Kingdom of Heaven tells us that before the Third Crusade, the magnanimous, leprosy-ridden King Baldwin IV (Edward Norton, eerie beneath a silver goalie mask) and the equally peacenik Muslim leader Saladin (Ghassan Massoud) managed to orchestrate a fragile peace between Muslims and Christians. In reality, the free-to-be-you-and-me holy land existed for a blink, but Scott milks the metaphoric possibilities of those years, turning — and this is an achievement — the Crusades into a hey-Bush! appeal for multilateralism and tolerance.

Scott is in prescriptive mode, nobly pleading for a kinder, softer war in brutal times. But with all that clanking armour and the director’s usual atmosphere of dread — light is only permitted when it pierces darkness; snow drifts like ash — it’s sort of strange when hatred is neutered by negotiation. Two rival leaders gallop towards each other; just when swords should be lopping off heads, they talk treaties.

Bloom is a natural fit to pilot the new, improved Crusade (now with sensitivity!). Despite the loud churnings of the publicity machine, he’s not a star yet; his presence is negligible. Not quite as wispy as Leonardo DiCaprio, but with the same peachy skin and small mouth — unnervingly mute for several opening scenes — Bloom is just as uninteresting. The reluctant hero is a little too reluctant, a boy-man grappling with a few spiritual doubts who trots off to battle because he has nothing better to do; in modern times, he’d buy a Eurail pass, drink some foreign coffee, get laid and go back to his job at Kinko’s. In fact, that’s not far from what happens in Kingdom of Heaven, except that instead of going for coffee, he slaughters some evil Christians and Muslims (he’s all about equal opportunity).

Perhaps Bloom suffers by comparison because Papa Godfrey is one fierce knight. Teaching his sylph-like son how to wield a sword, he notes, “I once fought two days with an arrow through my testicle.” Alas, the apple falls far from the tree, and Balian maintains a remoteness that’s none too chief-like even as he’s called upon to take up his father’s mantle and lead the way to battle, and to peace. Two-and-a-half hours should be plenty of time to watch a boy transition into a man, but Balian’s inner struggle is strangely invisible, except for a little brooding at the Mount of Olives. Why, then, do grateful citizens quickly take off their hats when he passes and put up with — even encourage — his bland speechifying?
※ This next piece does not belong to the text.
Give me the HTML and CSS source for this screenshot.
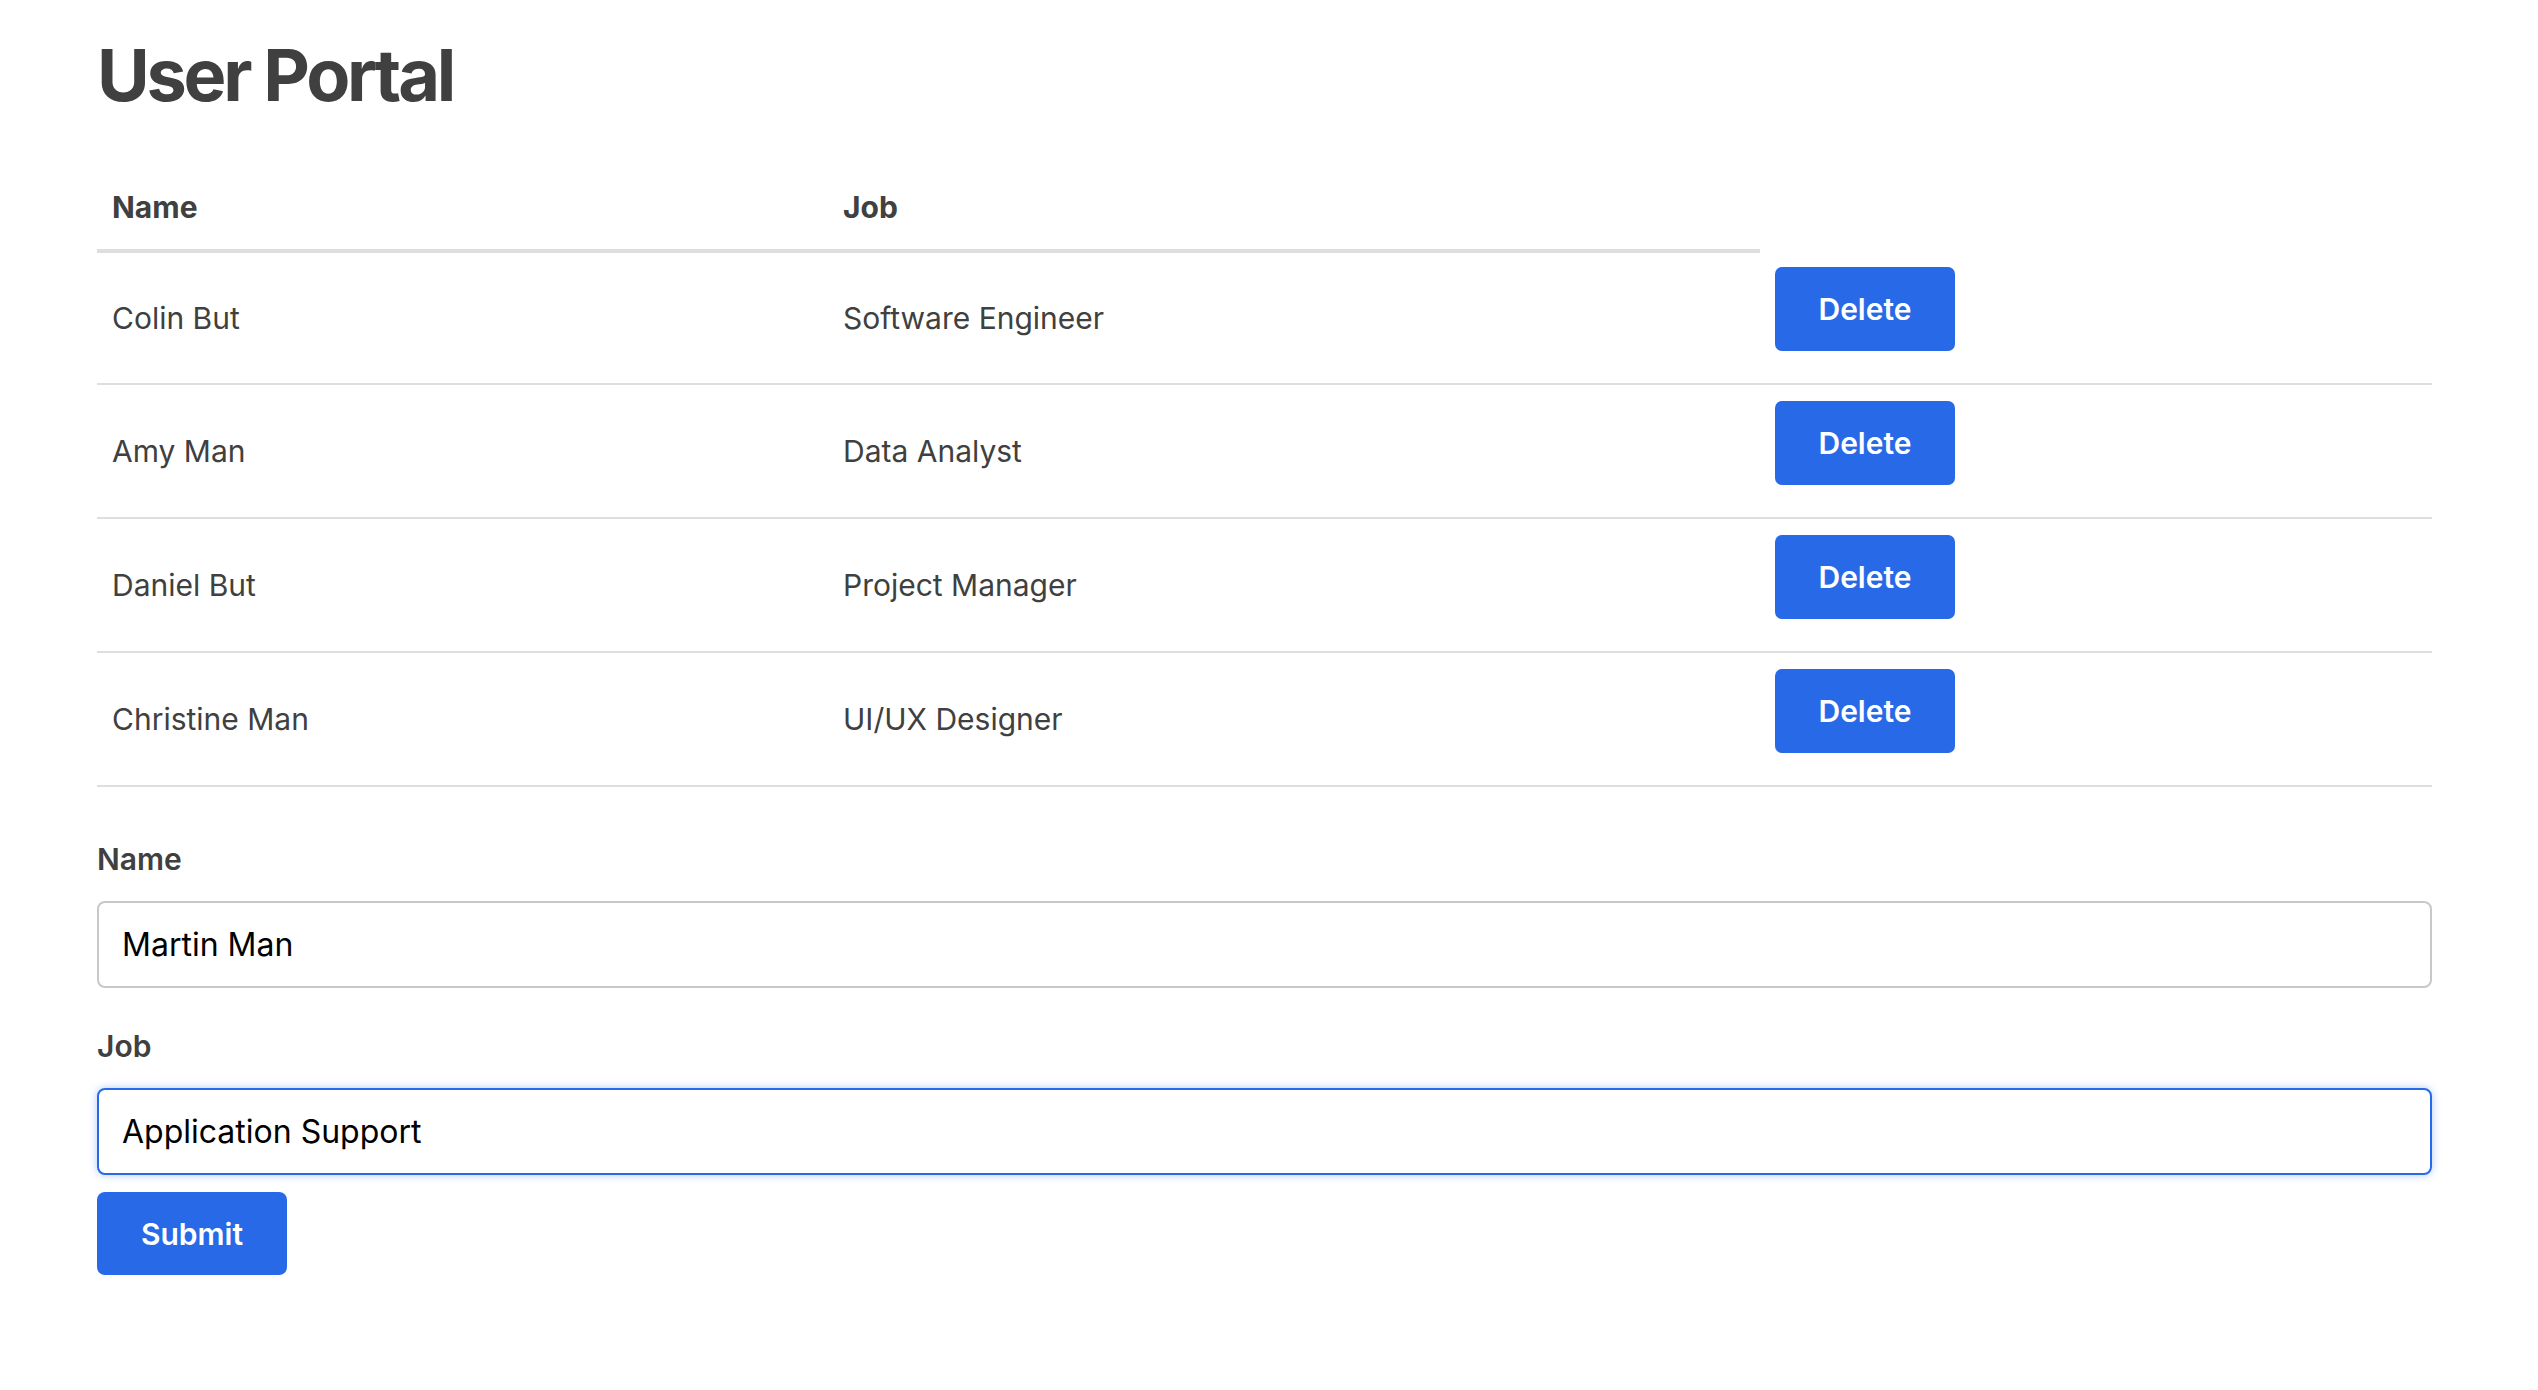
FILE: index.html
```html
<!DOCTYPE html>
<html lang="en">
<head>
<meta charset="utf-8">
<title>User Portal</title>
<link rel="stylesheet" href="styles.css">
</head>
<body>
<main class="page">
  <h1 class="title">User Portal</h1>
  <table class="users">
    <colgroup>
      <col class="col-name">
      <col class="col-job">
      <col class="col-action">
    </colgroup>
    <thead>
      <tr><th>Name</th><th>Job</th></tr>
    </thead>
    <tbody>
      <tr><td>Colin But</td><td>Software Engineer</td><td><button class="btn" type="button">Delete</button></td></tr>
      <tr><td>Amy Man</td><td>Data Analyst</td><td><button class="btn" type="button">Delete</button></td></tr>
      <tr><td>Daniel But</td><td>Project Manager</td><td><button class="btn" type="button">Delete</button></td></tr>
      <tr><td>Christine Man</td><td>UI/UX Designer</td><td><button class="btn" type="button">Delete</button></td></tr>
    </tbody>
  </table>
  <form class="form">
    <label class="label" for="name">Name</label>
    <input class="field" id="name" type="text" value="Martin Man">
    <label class="label" for="job">Job</label>
    <input class="field is-focused" id="job" type="text" value="Application Support">
    <button class="btn btn-submit" type="button">Submit</button>
  </form>
</main>
<script src="app.js"></script>
</body>
</html>
```
FILE: styles.css
```css
html, body {
  margin: 0;
  padding: 0;
  background: #ffffff;
}

body {
  font-family: Inter, "Noto Sans", "Liberation Sans", sans-serif;
  color: #404040;
  font-size: 30px;
  line-height: 45px;
}

.page {
  padding: 0 106px 0 97px;
}

.title {
  margin: 32px 0 51px;
  font-size: 72px;
  line-height: 86px;
  font-weight: 700;
  letter-spacing: -3.2px;
}

.users {
  width: 100%;
  table-layout: fixed;
  border-collapse: collapse;
}

.col-name { width: 731px; }
.col-job { width: 932px; }

.users th {
  text-align: left;
  font-weight: 700;
  padding: 16px 16px 19px 15px;
  border-bottom: 4px solid #dedede;
}

.users td {
  padding: 16px 16px 16px 15px;
  border-bottom: 2px solid #dedede;
  vertical-align: middle;
}

.btn {
  display: block;
  height: 84px;
  width: 180px;
  margin: 0 0 16px;
  padding: 0;
  border: 0;
  border-radius: 7px;
  background: #2769e6;
  color: #ffffff;
  font-family: inherit;
  font-size: 30px;
  font-weight: 600;
}

.form {
  display: flex;
  flex-direction: column;
  align-items: flex-start;
  margin-top: 50px;
}

.label {
  font-weight: 600;
  margin-bottom: 19px;
}

.field {
  box-sizing: border-box;
  width: 100%;
  height: 87px;
  margin: 0 0 36px;
  padding: 0 23px;
  border: 2px solid #c8c8c8;
  border-radius: 8px;
  font-family: inherit;
  font-size: 32px;
  color: #000000;
  background: #ffffff;
  outline: none;
  caret-color: #000000;
}

.field.is-focused {
  margin-bottom: 17px;
  border-color: #2769e6;
  box-shadow: 0 0 8px rgba(39, 105, 230, 0.35);
}

.btn-submit {
  width: 190px;
  height: 83px;
  margin: 0;
  border-radius: 8px;
}
```
FILE: app.js
```js
var job = document.getElementById('job');
job.focus();
job.setSelectionRange(job.value.length, job.value.length);
```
One misses the certainty of Gladiator’s Russell Crowe, who catapulted to leadership with a fiery sense of right.

Sibylla (Eva Green) and Balian (Orlando Bloom) share a moment of passion. Courtesy Twentieth Century Fox.
Sibylla (Eva Green) and Balian (Orlando Bloom) share a moment of passion. Courtesy Twentieth Century Fox.

Scott crowds things with a silly love story — Balian falls for the king’s sister (Eva Green), who is married to warmonger Guy de Lusignan (Martin Csokas) – and a multitude of half-formed supporting characters, including Jeremy Irons as a disillusioned military advisor to the king and Brendan Gleeson as Reynald de Chatillon, a bloodthirsty Christian extremist with the hair of Charlie Brown’s Little Red Headed Girl.

Kingdom of Heaven isn’t as mechanical as Troy or as ridiculous as Alexander. Scott wages beautiful war: arrows fly through the air like a plague of locusts; firebombs dropping at night on the holy city resemble, of course, Baghdad under siege. But recent historical epics have been dulled by sheer scale; the faster the rivers of blood flow, and the wider the armies grow, the less compelling the stories seem to become. Lawrence of Arabia’s desert might look puny by today’s standards (actually, it still looks pretty good), but the story had a richness and humanity that all the technical polish in the world can’t bring out in Kingdom of Heaven. The film is strangely insubstantial, despite its visual heft. Scott has made an optimistic allegory enacted by wishy-washy warriors. Without understanding religious fury, it is impossible to understand the Crusades; and Jerusalem, past and present, remains a mystery.

Kingdom of Heaven opens across Canada on May 6.

Katrina Onstad writes about the arts for CBC.ca.